**The input**
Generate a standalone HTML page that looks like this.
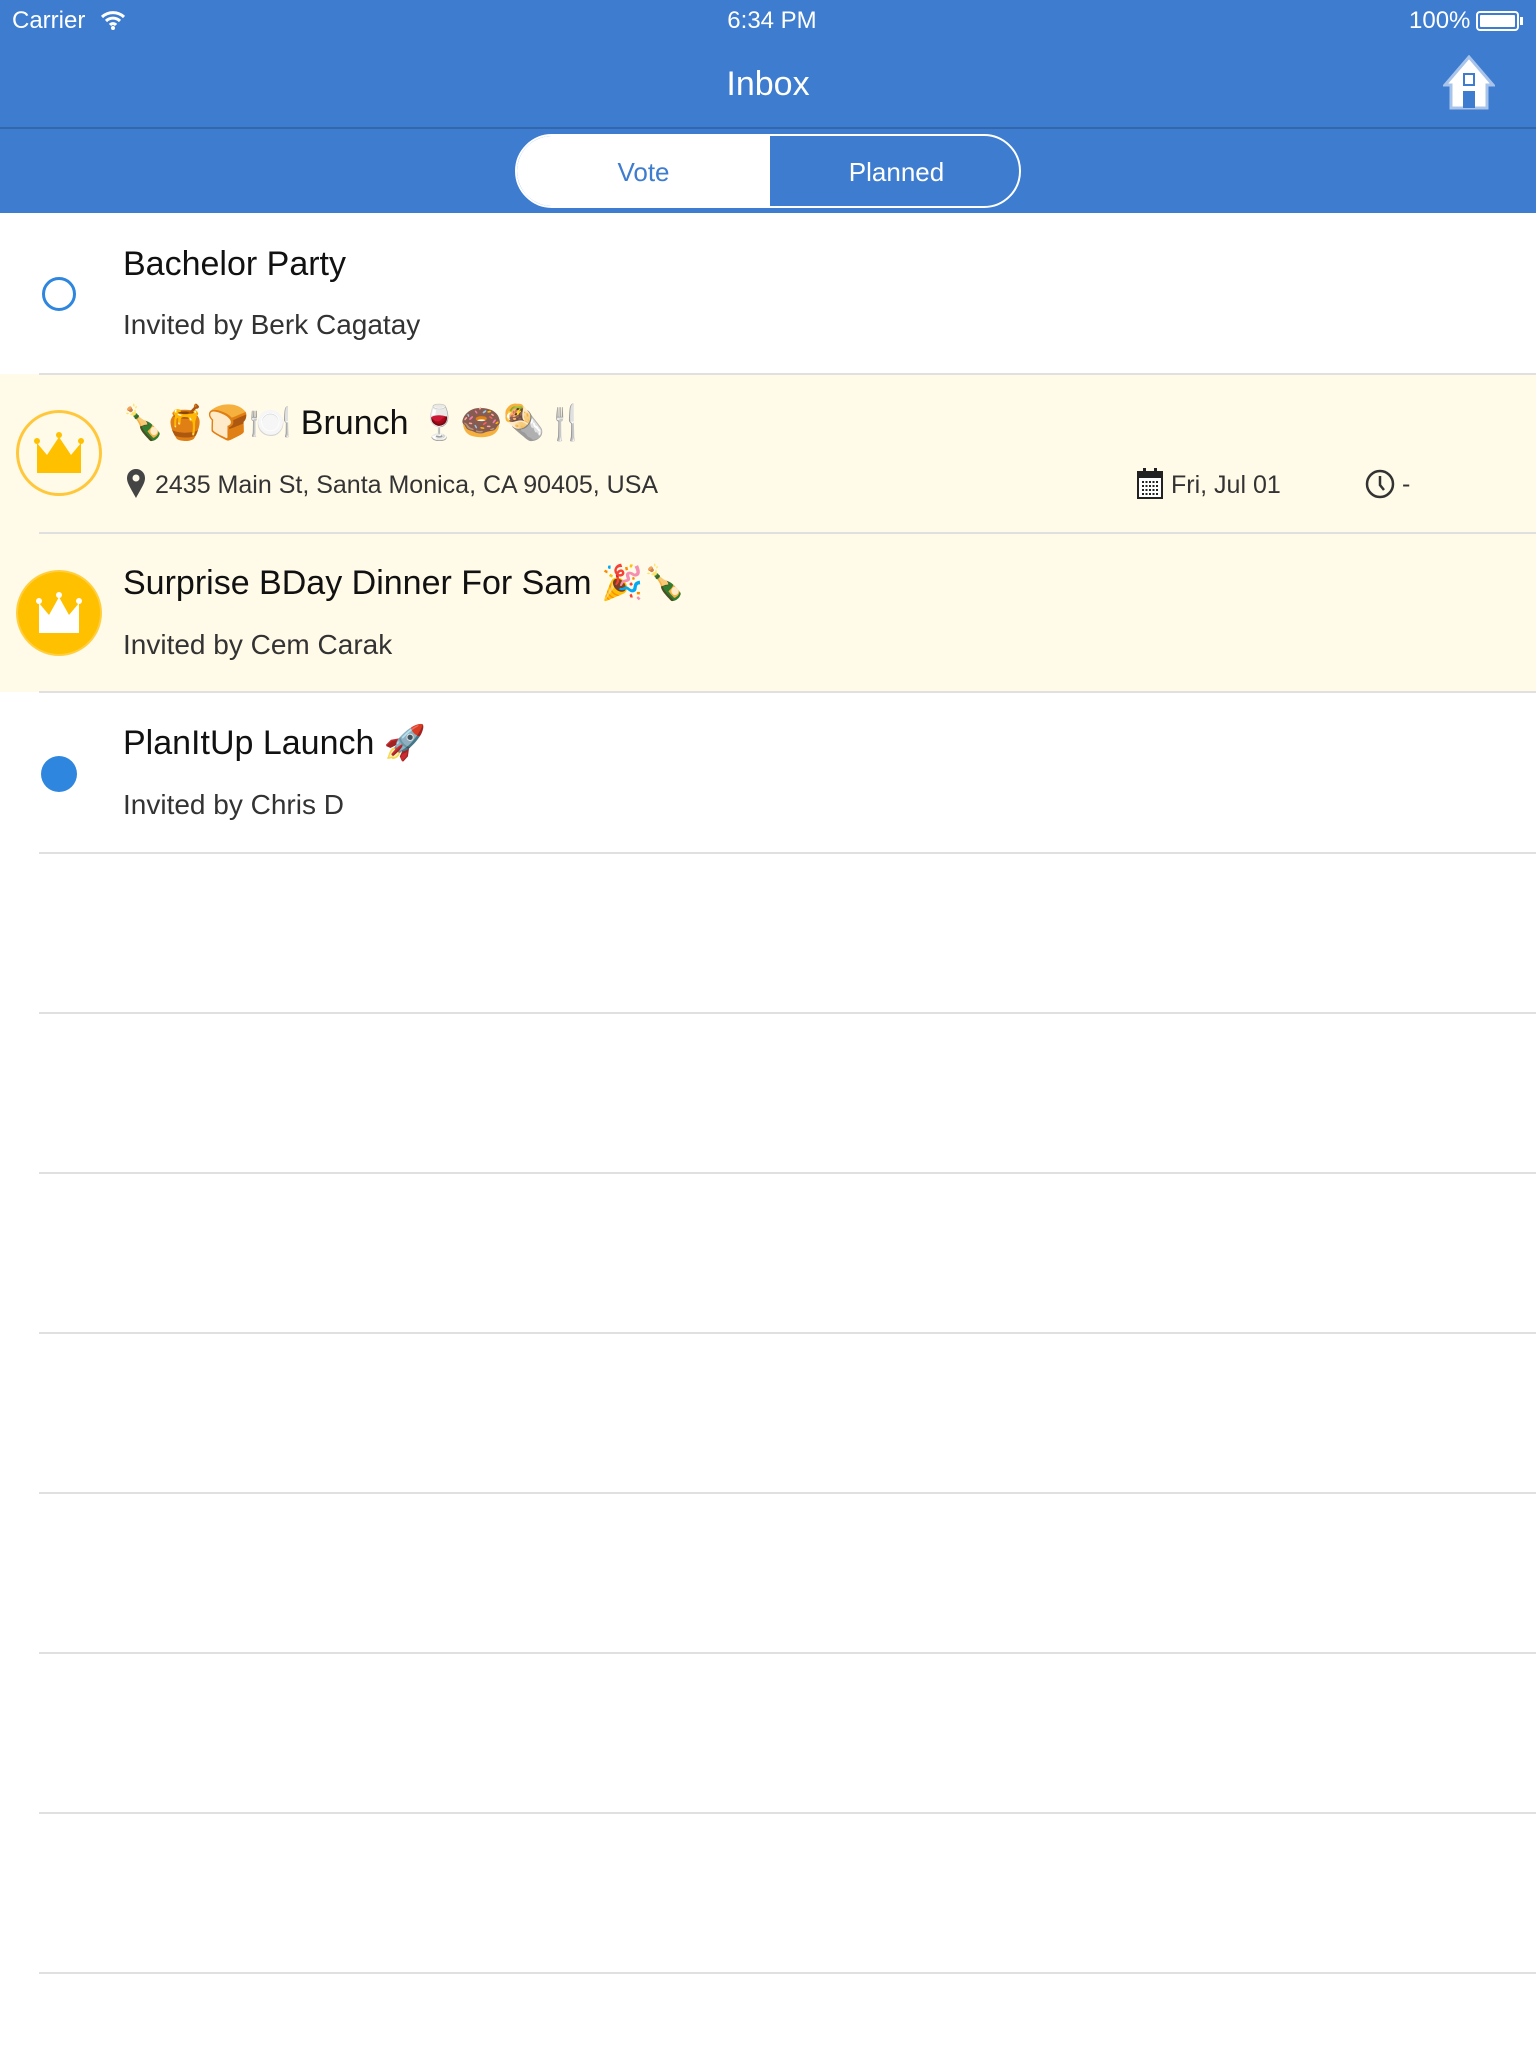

...

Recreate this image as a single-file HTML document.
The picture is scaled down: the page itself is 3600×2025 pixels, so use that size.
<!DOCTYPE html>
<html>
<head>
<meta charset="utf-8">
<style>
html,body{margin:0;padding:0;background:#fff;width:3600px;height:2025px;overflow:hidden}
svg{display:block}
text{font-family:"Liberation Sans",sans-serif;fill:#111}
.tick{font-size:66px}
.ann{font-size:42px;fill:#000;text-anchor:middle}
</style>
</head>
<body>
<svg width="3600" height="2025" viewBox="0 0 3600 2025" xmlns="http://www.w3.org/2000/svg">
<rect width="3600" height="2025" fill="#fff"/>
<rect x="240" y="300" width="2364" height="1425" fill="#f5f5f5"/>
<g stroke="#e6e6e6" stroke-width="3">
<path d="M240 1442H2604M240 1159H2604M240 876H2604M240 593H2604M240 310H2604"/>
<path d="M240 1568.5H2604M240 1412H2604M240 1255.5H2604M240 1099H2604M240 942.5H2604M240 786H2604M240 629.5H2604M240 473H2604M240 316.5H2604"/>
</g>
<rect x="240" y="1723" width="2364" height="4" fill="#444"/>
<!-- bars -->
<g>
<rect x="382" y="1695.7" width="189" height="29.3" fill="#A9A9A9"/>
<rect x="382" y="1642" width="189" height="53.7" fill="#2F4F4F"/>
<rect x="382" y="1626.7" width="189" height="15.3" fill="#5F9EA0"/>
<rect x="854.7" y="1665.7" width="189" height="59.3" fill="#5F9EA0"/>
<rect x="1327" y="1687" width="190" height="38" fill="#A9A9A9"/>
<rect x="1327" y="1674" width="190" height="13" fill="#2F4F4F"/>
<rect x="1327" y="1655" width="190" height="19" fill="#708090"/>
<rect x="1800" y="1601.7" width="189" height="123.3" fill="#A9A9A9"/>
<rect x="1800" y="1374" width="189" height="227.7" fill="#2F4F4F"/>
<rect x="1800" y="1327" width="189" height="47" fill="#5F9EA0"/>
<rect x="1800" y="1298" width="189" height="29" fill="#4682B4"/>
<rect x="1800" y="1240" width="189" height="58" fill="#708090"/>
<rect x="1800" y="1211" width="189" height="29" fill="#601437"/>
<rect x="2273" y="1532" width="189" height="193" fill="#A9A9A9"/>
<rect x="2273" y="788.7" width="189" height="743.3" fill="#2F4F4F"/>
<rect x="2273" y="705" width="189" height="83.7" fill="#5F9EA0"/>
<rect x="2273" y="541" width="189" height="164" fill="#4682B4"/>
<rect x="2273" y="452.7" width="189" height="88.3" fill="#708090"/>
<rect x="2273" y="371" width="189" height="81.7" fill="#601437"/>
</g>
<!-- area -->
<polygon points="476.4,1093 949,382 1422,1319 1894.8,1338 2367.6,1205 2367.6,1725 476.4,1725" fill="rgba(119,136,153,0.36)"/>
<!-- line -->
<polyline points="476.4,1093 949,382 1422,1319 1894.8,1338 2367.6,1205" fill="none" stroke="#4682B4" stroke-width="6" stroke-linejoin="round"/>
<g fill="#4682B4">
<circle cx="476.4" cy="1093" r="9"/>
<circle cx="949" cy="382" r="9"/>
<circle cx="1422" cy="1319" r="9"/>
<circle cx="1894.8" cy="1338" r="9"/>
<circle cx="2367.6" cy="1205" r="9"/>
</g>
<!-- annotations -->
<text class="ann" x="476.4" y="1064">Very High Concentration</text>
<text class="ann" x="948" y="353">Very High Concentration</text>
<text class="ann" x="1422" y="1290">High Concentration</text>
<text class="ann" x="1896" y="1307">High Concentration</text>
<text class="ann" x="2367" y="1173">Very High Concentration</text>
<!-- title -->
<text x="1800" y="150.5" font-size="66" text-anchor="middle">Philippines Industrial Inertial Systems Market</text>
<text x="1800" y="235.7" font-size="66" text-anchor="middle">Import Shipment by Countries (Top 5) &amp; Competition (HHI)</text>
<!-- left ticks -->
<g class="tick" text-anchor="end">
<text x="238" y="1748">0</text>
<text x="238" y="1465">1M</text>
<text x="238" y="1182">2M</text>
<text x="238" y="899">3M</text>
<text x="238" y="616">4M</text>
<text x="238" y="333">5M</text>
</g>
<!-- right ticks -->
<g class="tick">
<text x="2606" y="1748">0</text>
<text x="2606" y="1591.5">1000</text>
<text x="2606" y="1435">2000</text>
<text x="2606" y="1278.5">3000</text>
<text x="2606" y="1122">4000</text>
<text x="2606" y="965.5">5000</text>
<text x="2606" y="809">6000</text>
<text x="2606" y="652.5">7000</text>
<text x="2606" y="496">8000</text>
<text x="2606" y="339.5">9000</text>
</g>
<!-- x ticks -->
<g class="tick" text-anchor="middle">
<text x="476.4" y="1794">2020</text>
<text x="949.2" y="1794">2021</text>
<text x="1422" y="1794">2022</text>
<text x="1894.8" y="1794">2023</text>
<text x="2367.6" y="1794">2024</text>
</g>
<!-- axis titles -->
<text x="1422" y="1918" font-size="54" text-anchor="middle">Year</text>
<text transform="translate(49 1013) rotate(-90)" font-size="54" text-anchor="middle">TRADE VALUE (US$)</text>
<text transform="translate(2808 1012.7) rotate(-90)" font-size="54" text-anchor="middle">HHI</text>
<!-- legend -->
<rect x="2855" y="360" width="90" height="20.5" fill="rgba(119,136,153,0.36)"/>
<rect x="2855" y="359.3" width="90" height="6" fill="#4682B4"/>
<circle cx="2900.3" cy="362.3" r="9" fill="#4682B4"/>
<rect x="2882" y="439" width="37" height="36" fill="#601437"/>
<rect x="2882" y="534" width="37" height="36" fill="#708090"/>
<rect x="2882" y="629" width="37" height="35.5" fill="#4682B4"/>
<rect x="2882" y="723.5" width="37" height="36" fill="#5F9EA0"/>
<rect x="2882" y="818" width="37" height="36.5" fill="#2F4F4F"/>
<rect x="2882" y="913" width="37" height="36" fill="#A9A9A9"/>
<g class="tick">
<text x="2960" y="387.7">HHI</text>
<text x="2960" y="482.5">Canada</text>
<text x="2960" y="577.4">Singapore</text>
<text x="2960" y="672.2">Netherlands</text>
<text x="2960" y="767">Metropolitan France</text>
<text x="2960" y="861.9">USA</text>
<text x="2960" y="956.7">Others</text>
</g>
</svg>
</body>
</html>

**Exercise description**
Collect the lines of the records that include the string "page".

**Solution for this task**
Generate a standalone HTML page that looks like this.
The picture is scaled down: the page itself is 3600×2025 pixels, so use that size.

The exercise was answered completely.